Does the abbreviation AAFIL exist for abbreviated flight plans?
Then I obviously should have used this – but it’s still a flight plan you file in the air…

But I hope beyond terminology that if asked “do you have a flight plan” an answer that sounds like “no idea I need one” can create the impression that the pilot has no idea of the SERA requirements for crossing an airspace…

Maybe we’re talking past each other.

“Filing” a flight plan, whether directly with an ARO, using SkyDemon, Autorouter or whatever – including AFIL – means that you provide every item on the flight plan form to make a flight plan message which is then processed and distributed using AFTN. It will eventually end up as strips at the ATC positions. When an ATC unit asks, as they did Aveling, if you have filed a flight plan, this is what they mean.

But SERA also talks about abbreviated flight plans. They are not “filed”, they don’t result in AFTN messages etc. They are passed directly by radio to the controller that need them, typically in the form of a transit request, or a request to enter a control zone and land, or a request to take off and leave a control zone. The controller makes the strip him/herself.

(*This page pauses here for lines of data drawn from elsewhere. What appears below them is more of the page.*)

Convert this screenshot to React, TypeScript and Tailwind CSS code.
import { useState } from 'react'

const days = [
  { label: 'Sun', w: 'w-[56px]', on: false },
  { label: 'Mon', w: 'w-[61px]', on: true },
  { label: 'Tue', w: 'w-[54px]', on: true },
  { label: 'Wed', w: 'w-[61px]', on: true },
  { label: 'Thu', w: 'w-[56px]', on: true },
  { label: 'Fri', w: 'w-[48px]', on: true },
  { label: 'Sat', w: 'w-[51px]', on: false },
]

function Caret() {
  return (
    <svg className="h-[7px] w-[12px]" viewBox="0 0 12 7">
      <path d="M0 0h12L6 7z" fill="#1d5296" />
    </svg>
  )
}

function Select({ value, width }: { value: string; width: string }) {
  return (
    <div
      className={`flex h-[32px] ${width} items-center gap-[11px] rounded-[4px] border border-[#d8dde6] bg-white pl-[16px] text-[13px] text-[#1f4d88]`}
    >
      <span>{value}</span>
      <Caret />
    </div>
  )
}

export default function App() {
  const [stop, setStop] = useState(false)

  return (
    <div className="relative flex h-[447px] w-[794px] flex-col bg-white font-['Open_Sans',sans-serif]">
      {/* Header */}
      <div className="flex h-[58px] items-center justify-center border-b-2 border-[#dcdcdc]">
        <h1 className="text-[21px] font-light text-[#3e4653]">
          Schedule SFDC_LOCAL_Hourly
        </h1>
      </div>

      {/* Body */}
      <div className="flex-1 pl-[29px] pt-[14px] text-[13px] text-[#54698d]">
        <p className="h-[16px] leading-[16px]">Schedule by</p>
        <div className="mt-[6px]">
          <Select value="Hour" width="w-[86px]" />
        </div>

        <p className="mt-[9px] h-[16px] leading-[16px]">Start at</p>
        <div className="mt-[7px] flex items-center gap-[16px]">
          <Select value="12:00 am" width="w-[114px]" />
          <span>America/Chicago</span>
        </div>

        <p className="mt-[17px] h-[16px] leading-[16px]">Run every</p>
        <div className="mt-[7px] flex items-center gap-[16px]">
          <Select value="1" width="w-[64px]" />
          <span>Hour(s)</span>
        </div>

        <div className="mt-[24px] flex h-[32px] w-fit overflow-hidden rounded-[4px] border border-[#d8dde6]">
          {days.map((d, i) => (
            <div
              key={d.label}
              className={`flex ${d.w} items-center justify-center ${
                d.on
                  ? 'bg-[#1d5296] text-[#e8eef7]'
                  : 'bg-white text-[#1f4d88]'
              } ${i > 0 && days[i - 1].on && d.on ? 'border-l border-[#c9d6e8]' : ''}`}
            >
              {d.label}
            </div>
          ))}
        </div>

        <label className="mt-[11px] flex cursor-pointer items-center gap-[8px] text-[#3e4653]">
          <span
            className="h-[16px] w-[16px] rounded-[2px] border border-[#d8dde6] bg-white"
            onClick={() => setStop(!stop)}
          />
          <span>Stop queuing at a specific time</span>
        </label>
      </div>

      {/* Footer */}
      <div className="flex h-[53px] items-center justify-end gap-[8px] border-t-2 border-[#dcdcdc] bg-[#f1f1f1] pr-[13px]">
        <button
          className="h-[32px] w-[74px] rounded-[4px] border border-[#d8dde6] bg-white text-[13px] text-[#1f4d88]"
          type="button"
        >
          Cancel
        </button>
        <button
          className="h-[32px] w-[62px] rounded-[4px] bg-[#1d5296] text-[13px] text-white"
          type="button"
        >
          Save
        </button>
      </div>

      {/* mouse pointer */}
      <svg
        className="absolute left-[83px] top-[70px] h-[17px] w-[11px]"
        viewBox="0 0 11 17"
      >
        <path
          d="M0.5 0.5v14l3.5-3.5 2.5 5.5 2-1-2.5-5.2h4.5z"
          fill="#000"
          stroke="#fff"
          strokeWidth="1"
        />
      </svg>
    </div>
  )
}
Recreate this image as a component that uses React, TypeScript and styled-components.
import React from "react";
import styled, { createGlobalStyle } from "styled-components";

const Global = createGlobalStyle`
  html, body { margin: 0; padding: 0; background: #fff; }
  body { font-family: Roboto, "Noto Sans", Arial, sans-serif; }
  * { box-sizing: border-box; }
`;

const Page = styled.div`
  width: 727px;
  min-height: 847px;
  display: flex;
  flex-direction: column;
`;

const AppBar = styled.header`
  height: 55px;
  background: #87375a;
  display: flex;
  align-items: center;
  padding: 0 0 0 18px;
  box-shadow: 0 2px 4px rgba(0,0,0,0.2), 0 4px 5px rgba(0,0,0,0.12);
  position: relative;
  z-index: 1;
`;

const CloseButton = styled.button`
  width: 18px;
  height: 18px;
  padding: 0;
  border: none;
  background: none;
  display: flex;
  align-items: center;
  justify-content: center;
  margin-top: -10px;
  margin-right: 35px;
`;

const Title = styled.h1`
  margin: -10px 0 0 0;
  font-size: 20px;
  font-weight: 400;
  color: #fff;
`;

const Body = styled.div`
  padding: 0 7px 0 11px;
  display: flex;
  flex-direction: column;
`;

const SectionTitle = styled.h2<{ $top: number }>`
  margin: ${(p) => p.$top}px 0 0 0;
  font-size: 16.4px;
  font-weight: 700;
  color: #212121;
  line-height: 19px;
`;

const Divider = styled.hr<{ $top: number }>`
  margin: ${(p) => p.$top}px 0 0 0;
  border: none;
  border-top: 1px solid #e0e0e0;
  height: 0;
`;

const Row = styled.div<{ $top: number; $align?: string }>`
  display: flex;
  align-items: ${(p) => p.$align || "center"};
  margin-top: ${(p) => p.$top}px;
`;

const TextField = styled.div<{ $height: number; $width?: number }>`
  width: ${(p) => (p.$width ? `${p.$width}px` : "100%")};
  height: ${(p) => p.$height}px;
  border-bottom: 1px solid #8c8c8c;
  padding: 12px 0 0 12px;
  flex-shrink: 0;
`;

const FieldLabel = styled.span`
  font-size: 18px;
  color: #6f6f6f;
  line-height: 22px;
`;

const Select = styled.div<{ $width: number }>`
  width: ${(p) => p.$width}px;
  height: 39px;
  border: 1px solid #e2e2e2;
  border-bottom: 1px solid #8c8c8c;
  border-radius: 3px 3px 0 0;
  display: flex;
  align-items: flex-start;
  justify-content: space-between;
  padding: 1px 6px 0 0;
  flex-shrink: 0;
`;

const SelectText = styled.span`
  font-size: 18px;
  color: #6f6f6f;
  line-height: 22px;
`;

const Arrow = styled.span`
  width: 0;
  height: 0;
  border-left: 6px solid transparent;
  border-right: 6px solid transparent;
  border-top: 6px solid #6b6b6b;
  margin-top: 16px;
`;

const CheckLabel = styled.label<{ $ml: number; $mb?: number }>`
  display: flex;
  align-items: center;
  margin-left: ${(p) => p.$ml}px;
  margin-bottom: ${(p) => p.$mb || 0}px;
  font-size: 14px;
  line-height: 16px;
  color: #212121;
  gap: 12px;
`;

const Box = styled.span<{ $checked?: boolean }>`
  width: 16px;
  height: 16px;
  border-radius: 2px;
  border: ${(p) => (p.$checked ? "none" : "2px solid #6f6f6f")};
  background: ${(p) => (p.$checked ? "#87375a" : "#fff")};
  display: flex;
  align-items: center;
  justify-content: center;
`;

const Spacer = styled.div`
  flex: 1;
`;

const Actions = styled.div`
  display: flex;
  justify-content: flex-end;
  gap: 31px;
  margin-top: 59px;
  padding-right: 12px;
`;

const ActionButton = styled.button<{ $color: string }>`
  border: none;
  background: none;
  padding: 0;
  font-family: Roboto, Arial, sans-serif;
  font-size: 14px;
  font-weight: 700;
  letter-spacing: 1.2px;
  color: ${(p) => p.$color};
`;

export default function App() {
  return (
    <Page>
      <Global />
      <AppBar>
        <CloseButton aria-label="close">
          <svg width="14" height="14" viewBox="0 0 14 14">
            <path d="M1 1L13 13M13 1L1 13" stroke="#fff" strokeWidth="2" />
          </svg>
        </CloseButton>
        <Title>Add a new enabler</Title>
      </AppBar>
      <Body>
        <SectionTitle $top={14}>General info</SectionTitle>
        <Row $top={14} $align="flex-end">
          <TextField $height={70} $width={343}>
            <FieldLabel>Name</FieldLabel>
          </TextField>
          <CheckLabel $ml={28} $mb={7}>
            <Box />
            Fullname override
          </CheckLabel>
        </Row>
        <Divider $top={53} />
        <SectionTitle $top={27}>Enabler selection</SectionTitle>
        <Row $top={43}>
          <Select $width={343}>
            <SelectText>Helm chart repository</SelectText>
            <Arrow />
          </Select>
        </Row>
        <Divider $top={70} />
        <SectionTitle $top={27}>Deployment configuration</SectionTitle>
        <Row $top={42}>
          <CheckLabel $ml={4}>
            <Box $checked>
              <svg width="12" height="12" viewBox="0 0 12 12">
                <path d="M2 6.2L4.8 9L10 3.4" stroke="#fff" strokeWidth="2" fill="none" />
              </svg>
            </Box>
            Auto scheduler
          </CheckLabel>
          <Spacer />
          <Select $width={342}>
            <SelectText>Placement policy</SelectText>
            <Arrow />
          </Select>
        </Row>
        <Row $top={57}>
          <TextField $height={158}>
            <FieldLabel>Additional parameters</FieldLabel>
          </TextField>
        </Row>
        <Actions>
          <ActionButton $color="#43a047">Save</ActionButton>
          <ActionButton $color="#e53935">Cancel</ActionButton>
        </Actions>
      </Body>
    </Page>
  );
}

(“strip” should be understood in a general sense, including information in an ATC computer system.)

According to SERA, you should not need to “file” a flight plan for a single zone transit (or landing, or take-off) – an abbreviated flight plan should be acceptable.

ESKC (Uppsala/Sundbro), Sweden

Cardiff/Bristol put Notams that required FPL for VFR transits (which did not help the situation given that the average Brit PPL never filed an FPL and the few who filed them in SkyDemon did not have much understanding of how they are distributed in UK: only London/Scottish FIS gets them, the rest of en-route ATSU needs to be add manually)

Paris/Essex, France/UK, United Kingdom

In France its as @Airborne_Again describes.
Registration, type, from X to Y altitude VFR request transit zone from position Z to W . Or request integration. If you are speaking French expect a squawk starting 60… if speaking English expect a squawk beginning 12….. But not always the case.